→ **TASK OBJECTIVE**: Could you write out every record below exactly, leaving out any pictures?

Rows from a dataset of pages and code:
## begin
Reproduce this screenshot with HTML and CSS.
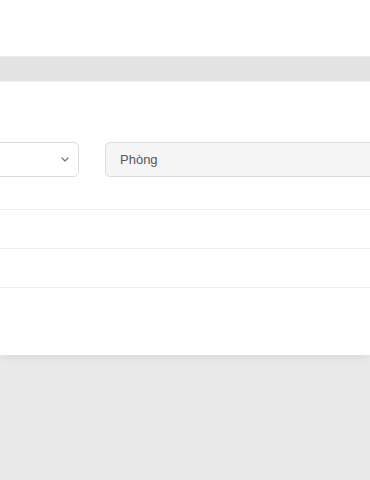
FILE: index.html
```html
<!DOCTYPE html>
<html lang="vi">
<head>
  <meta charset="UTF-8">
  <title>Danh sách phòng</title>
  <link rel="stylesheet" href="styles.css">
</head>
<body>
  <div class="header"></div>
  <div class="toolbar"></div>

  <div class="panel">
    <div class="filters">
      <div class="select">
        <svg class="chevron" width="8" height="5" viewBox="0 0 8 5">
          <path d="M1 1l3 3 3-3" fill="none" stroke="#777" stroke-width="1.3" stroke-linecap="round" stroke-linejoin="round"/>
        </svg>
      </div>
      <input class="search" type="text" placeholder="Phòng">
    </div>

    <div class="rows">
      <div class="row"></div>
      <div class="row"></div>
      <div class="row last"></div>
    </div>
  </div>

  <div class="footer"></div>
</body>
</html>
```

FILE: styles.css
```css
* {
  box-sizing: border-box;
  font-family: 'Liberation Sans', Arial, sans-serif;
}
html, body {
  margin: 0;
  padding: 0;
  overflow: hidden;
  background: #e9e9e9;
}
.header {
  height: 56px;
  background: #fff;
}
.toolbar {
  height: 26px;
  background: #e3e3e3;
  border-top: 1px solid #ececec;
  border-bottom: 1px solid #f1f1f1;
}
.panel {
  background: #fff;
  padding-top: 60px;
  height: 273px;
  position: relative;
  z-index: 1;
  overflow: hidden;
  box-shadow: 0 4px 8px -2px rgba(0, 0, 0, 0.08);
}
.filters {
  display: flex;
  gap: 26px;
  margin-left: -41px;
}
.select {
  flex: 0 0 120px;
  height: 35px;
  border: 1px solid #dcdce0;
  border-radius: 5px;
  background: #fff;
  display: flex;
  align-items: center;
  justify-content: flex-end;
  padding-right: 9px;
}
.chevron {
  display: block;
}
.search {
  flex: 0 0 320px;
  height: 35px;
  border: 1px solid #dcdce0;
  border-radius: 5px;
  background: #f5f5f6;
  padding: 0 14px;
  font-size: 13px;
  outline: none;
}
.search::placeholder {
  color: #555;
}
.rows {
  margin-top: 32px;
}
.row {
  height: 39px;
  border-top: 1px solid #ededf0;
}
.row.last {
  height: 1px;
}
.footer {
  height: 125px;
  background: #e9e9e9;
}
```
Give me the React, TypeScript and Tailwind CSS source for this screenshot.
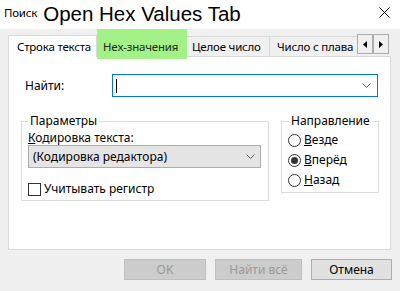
## end
→ **TASK SOLUTION**:
Reproduce this screenshot with HTML and CSS.
FILE: index.html
```html
<!DOCTYPE html>
<html lang="vi">
<head>
  <meta charset="UTF-8">
  <title>Danh sách phòng</title>
  <link rel="stylesheet" href="styles.css">
</head>
<body>
  <div class="header"></div>
  <div class="toolbar"></div>

  <div class="panel">
    <div class="filters">
      <div class="select">
        <svg class="chevron" width="8" height="5" viewBox="0 0 8 5">
          <path d="M1 1l3 3 3-3" fill="none" stroke="#777" stroke-width="1.3" stroke-linecap="round" stroke-linejoin="round"/>
        </svg>
      </div>
      <input class="search" type="text" placeholder="Phòng">
    </div>

    <div class="rows">
      <div class="row"></div>
      <div class="row"></div>
      <div class="row last"></div>
    </div>
  </div>

  <div class="footer"></div>
</body>
</html>
```

FILE: styles.css
```css
* {
  box-sizing: border-box;
  font-family: 'Liberation Sans', Arial, sans-serif;
}
html, body {
  margin: 0;
  padding: 0;
  overflow: hidden;
  background: #e9e9e9;
}
.header {
  height: 56px;
  background: #fff;
}
.toolbar {
  height: 26px;
  background: #e3e3e3;
  border-top: 1px solid #ececec;
  border-bottom: 1px solid #f1f1f1;
}
.panel {
  background: #fff;
  padding-top: 60px;
  height: 273px;
  position: relative;
  z-index: 1;
  overflow: hidden;
  box-shadow: 0 4px 8px -2px rgba(0, 0, 0, 0.08);
}
.filters {
  display: flex;
  gap: 26px;
  margin-left: -41px;
}
.select {
  flex: 0 0 120px;
  height: 35px;
  border: 1px solid #dcdce0;
  border-radius: 5px;
  background: #fff;
  display: flex;
  align-items: center;
  justify-content: flex-end;
  padding-right: 9px;
}
.chevron {
  display: block;
}
.search {
  flex: 0 0 320px;
  height: 35px;
  border: 1px solid #dcdce0;
  border-radius: 5px;
  background: #f5f5f6;
  padding: 0 14px;
  font-size: 13px;
  outline: none;
}
.search::placeholder {
  color: #555;
}
.rows {
  margin-top: 32px;
}
.row {
  height: 39px;
  border-top: 1px solid #ededf0;
}
.row.last {
  height: 1px;
}
.footer {
  height: 125px;
  background: #e9e9e9;
}
```
Give me the React, TypeScript and Tailwind CSS source for this screenshot.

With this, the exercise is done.